MEMA supports and appreciates the joint statement released this week by the White House and Congressional leaders that tax reform will proceed without a Border Adjustment Tax (BAT).
MEMA has been actively involved in discussions regarding tax reform, advocating for initiatives that will increase American manufacturing employment without putting an integrated supply chain and jobs at risk.
MEMA members traveled to Capitol Hill to meet with key Congressional representatives during our annual Legislative Summit in May and again in July to discuss the impact of the Border Adjustment Tax on the supplier industry.

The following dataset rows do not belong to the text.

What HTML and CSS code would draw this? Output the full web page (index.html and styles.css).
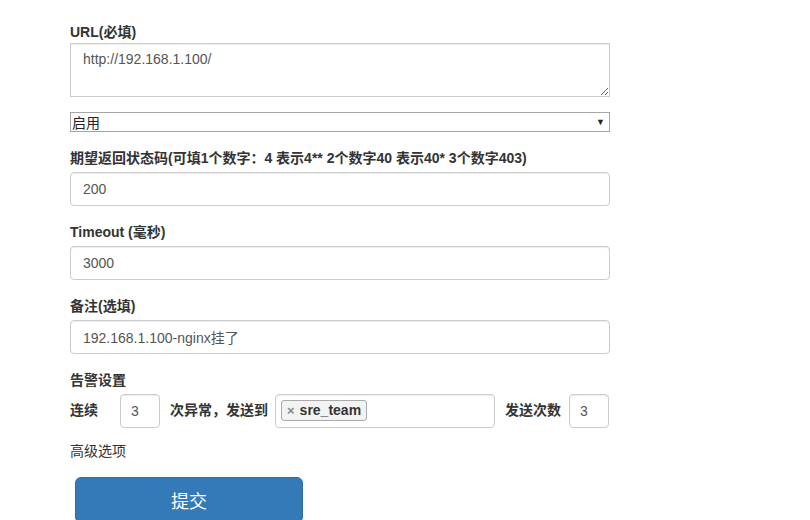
FILE: index.html
```html
<!DOCTYPE html>
<html lang="zh-CN">
<head>
    <meta charset="UTF-8">
    <title>添加监控</title>
    <link rel="stylesheet" href="styles.css">
</head>
<body>
    <form class="container">
        <div class="form-group first">
            <label for="url">URL(必填)</label>
            <textarea id="url" class="form-control url-box">http://192.168.1.100/</textarea>
        </div>

        <div class="select-wrap">
            <select class="plain-select">
                <option>启用</option>
                <option>停用</option>
            </select>
        </div>

        <div class="form-group">
            <label for="code">期望返回状态码(可填1个数字：4 表示4** 2个数字40 表示40* 3个数字403)</label>
            <input type="text" id="code" class="form-control" value="200">
        </div>

        <div class="form-group">
            <label for="timeout">Timeout (毫秒)</label>
            <input type="text" id="timeout" class="form-control" value="3000">
        </div>

        <div class="form-group">
            <label for="note">备注(选填)</label>
            <input type="text" id="note" class="form-control" value="192.168.1.100-nginx挂了">
        </div>

        <div class="form-group alarm">
            <label>告警设置</label>
            <div class="alarm-row">
                <span class="inline-label first-label">连续</span>
                <input type="text" class="form-control small-input" value="3">
                <span class="inline-label">次异常，发送到</span>
                <div class="form-control tag-box">
                    <span class="tag"><span class="tag-x">×</span>sre_team</span>
                </div>
                <span class="inline-label">发送次数</span>
                <input type="text" class="form-control small-input" value="3">
            </div>
        </div>

        <div class="advanced">高级选项</div>

        <button type="submit" class="btn-submit">提交</button>
    </form>
</body>
</html>
```

FILE: styles.css
```css
* {
    margin: 0;
    padding: 0;
    box-sizing: border-box;
}

body {
    background-color: #fff;
    color: #333;
    font-family: "Liberation Sans", "Noto Sans CJK SC", sans-serif;
    font-size: 14px;
    line-height: 1.42857;
}

.container {
    width: 540px;
    margin-left: 70px;
    padding-top: 21px;
}

.form-group {
    margin-bottom: 15px;
}

label {
    display: block;
    font-weight: bold;
    padding-top: 2px;
    margin-bottom: 3px;
}

.form-group.first label {
    margin-bottom: 0;
}

.form-control {
    display: block;
    width: 100%;
    height: 34px;
    padding: 6px 12px;
    font-family: inherit;
    font-size: 14px;
    color: #555;
    background-color: #fff;
    border: 1px solid #ccc;
    border-radius: 4px;
    box-shadow: inset 0 1px 1px rgba(0, 0, 0, 0.075);
}

.url-box {
    height: 54px;
    border-radius: 0;
    resize: vertical;
    line-height: 1.42857;
}

.select-wrap {
    position: relative;
    margin-bottom: 15px;
}

.plain-select {
    display: block;
    width: 100%;
    height: 20px;
    padding: 1px 1px 0;
    font-family: inherit;
    font-size: 14px;
    line-height: 18px;
    color: #222;
    background-color: #fff;
    border: 1px solid #a6a6a6;
    border-radius: 0;
    appearance: none;
    -webkit-appearance: none;
}

.select-wrap::after {
    content: "▼";
    position: absolute;
    right: 5px;
    top: 3px;
    font-size: 9px;
    line-height: 14px;
    color: #222;
    pointer-events: none;
}

.alarm {
    margin-bottom: 13px;
}

.alarm-row {
    display: flex;
    align-items: center;
}

.inline-label {
    font-weight: bold;
    margin: 0 7px 0 10px;
    white-space: nowrap;
}

.first-label {
    margin: 0 22px 0 0;
}

.small-input {
    width: 40px;
    flex: none;
    padding: 6px 10px;
}

.tag-box {
    width: 220px;
    flex: none;
    padding: 5px;
}

.tag {
    display: inline-block;
    height: 21px;
    padding: 0 5px;
    font-weight: bold;
    font-size: 14px;
    line-height: 19px;
    color: #333;
    background-color: #f3f3f3;
    border: 1px solid #aaa;
    border-radius: 3px;
}

.tag-x {
    color: #888;
    font-size: 13px;
    margin-right: 5px;
}

.alarm-row .inline-label:nth-of-type(3) {
    margin: 0 8px 0 10px;
}

.advanced {
    padding-top: 1px;
    margin-bottom: 15px;
}

.btn-submit {
    display: block;
    width: 228px;
    height: 46px;
    margin-left: 5px;
    font-family: inherit;
    font-size: 18px;
    color: #fff;
    background-color: #337ab7;
    border: 1px solid #2e6da4;
    border-radius: 6px;
    cursor: pointer;
}
```
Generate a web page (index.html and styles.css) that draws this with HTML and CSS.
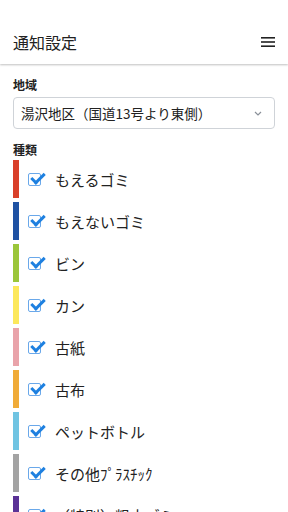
FILE: index.html
```html
<!DOCTYPE html>
<html lang="ja">
<head>
	<meta charset="utf-8">
	<title>通知設定</title>
	<link rel="stylesheet" href="styles.css">
</head>
<body>
	<header class="bar">
		<h1 class="bar-title">通知設定</h1>
		<svg class="menu" width="16" height="12" viewBox="0 0 16 12">
			<rect x="1" y="1" width="14" height="1.6" fill="#222"/>
			<rect x="1" y="5.2" width="14" height="1.6" fill="#222"/>
			<rect x="1" y="9.4" width="14" height="1.6" fill="#222"/>
		</svg>
	</header>

	<main class="content">
		<div class="label">地域</div>
		<div class="select">
			<span>湯沢地区（国道13号より東側）</span>
			<svg class="chevron" width="8" height="5" viewBox="0 0 8 5">
				<path d="M1 1 L4 4 L7 1" fill="none" stroke="#8a9099" stroke-width="1.2"/>
			</svg>
		</div>

		<div class="label kind">種類</div>
		<ul class="kinds">
			<li class="kind-row"><span class="swatch c-red"></span><span class="check"></span><span>もえるゴミ</span></li>
			<li class="kind-row"><span class="swatch c-blue"></span><span class="check"></span><span>もえないゴミ</span></li>
			<li class="kind-row"><span class="swatch c-green"></span><span class="check"></span><span>ビン</span></li>
			<li class="kind-row"><span class="swatch c-yellow"></span><span class="check"></span><span>カン</span></li>
			<li class="kind-row"><span class="swatch c-pink"></span><span class="check"></span><span>古紙</span></li>
			<li class="kind-row"><span class="swatch c-orange"></span><span class="check"></span><span>古布</span></li>
			<li class="kind-row"><span class="swatch c-sky"></span><span class="check"></span><span>ペットボトル</span></li>
			<li class="kind-row"><span class="swatch c-gray"></span><span class="check"></span><span>その他ﾌﾟﾗｽﾁｯｸ</span></li>
			<li class="kind-row"><span class="swatch c-purple"></span><span class="check"></span><span>（特別）粗大ゴミ</span></li>
		</ul>
	</main>
</body>
</html>
```

FILE: styles.css
```css
* {
	box-sizing: border-box;
}

body {
	margin: 0;
	width: 288px;
	height: 512px;
	overflow: hidden;
	background: #fff;
	color: #222;
	font-family: "Noto Sans CJK JP", "Noto Sans", sans-serif;
}

.bar {
	height: 64px;
	padding: 20px 12px 0 13px;
	display: flex;
	align-items: center;
	justify-content: space-between;
	box-shadow: 0 1px 2px rgba(0, 0, 0, 0.25);
}

.bar-title {
	margin: 0;
	font-size: 16px;
	font-weight: 400;
}

.content {
	padding: 12px 13px 0 13px;
}

.label {
	font-size: 12px;
	font-weight: 700;
	line-height: 18px;
}

.select {
	margin-top: 3px;
	height: 32px;
	border: 1px solid #cfd3d8;
	border-radius: 4px;
	padding: 0 12px 0 7px;
	display: flex;
	align-items: center;
	justify-content: space-between;
	font-size: 13.5px;
}

.kind {
	margin-top: 12px;
}

.kinds {
	list-style: none;
	margin: 1px 0 0;
	padding: 0;
	display: flex;
	flex-direction: column;
	gap: 4px;
}

.kind-row {
	height: 38px;
	display: flex;
	align-items: center;
	font-size: 15px;
}

.swatch {
	width: 6px;
	height: 100%;
	margin-right: 9px;
}

.check {
	width: 13px;
	height: 13px;
	margin-right: 14px;
	border: 1.5px solid #6aa8ea;
	border-radius: 2px;
	position: relative;
}

.check::after {
	content: "";
	position: absolute;
	left: 1.5px;
	top: -1px;
	width: 11px;
	height: 5px;
	border-left: 3px solid #1e80e0;
	border-bottom: 3px solid #1e80e0;
	transform: rotate(-45deg);
}

.c-red { background: #d9402a; }
.c-blue { background: #1f52a3; }
.c-green { background: #9bc63a; }
.c-yellow { background: #fce85c; }
.c-pink { background: #e9a3aa; }
.c-orange { background: #f0ab38; }
.c-sky { background: #70c4e2; }
.c-gray { background: #a3a3a3; }
.c-purple { background: #5a3296; }
```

In July, MEMA released a study which examined the real-world implications of a border tax —how it would impact new-vehicle and supplier costs, new-car features and prices, consumer purchases, jobs, and trade. The study, commissioned MEMA and conducted independently by the Boston Consulting Group (BCG), found that with a 15% BAT, U.S. automakers (OEMs) and suppliers would pay $34 billion in import taxes annually while realizing only $12 billion in export benefits, costing U.S. automakers and suppliers $22 billion a year, net. This translates into an average $1,000 increase in per-vehicle manufacturing costs at the top 12 OEMs selling cars in the U.S.; a 20% BAT would add an average of $1,800 to per-vehicle production costs.
Suppliers will continue working with Congress and the administration to simplify the tax code and reduce rates in order to strengthen our global manufacturing competitiveness, which is needed for growth and investments here in the United States.